When the stock markets crashed in 2008, few of us were willing to reinvest in the capital markets. We wish we had bought then, but fear prevented us from acting.
In fact, many investors at that time realized their portfolios at completely the wrong time.
Today, the situation is the opposite. In just two months, we will be in the longest bull market of modern times. However, most investors are anchoring themselves in speculative stocks with the expectation that the current bull market will last forever.
Garrett notes that just like in the late 1990s, people have bought into the idea of a "new economy," where traditional metrics for measuring market valuations no longer apply. Investors were buying stocks of companies at exorbitant prices – in the worst cases, even companies that had no real earning logic at all.
Currently, interest in precious metals and mining stocks is low because they have been in a bear market since 2011. Their price is not attractive compared to Amazon, Tesla, or industrial stocks.

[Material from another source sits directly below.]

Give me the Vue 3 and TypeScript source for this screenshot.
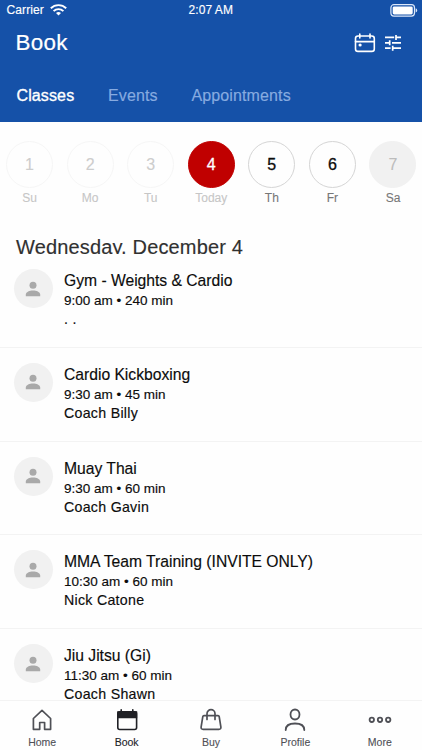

However, according to Garret, we do not invest in precious metals to achieve short-term gains from price fluctuations. We invest in precious metals because they have been tested over time as a hedge against recession or other crises. Precious metals act as a form of asset insurance.
The stock bubble is not the only thing we need to protect ourselves against.
Headwinds for the economy
These days, all economies around the world are deeply in debt. This is a direct result of reckless economic policies and decades of artificially low interest rates.
The cause of the 2008 crisis was massive personal debt. Nowadays, the level of household debt has returned to pre-crisis levels. However, the debt burden of governments and companies has more than doubled. Companies are more leveraged now than they were in 2008, which in itself is a recipe for disaster.
In addition, we face a serious demographic headwind as the population ages. This will ultimately culminate in a pension crisis that no politician can solve. Social tensions, an impending full-scale global trade war, and potential geopolitical conflicts add to this picture.
As a remedy for all this, Garret recommends that we prepare our investment portfolios for the worst. History has shown that in unstable times, there is no better protection than gold.
Functional insurance
Gold is a functioning crisis insurance - it has maintained its purchasing power. Currently, gold is undervalued, it is cheaper now than in 2007. Garrett's advice is that now is not the time to get caught up in market frenzy, and now is definitely the wrong time to sell your gold and silver. On the contrary - now is the time to increase positions because precious metals are on sale. That is how Garrett plans to act.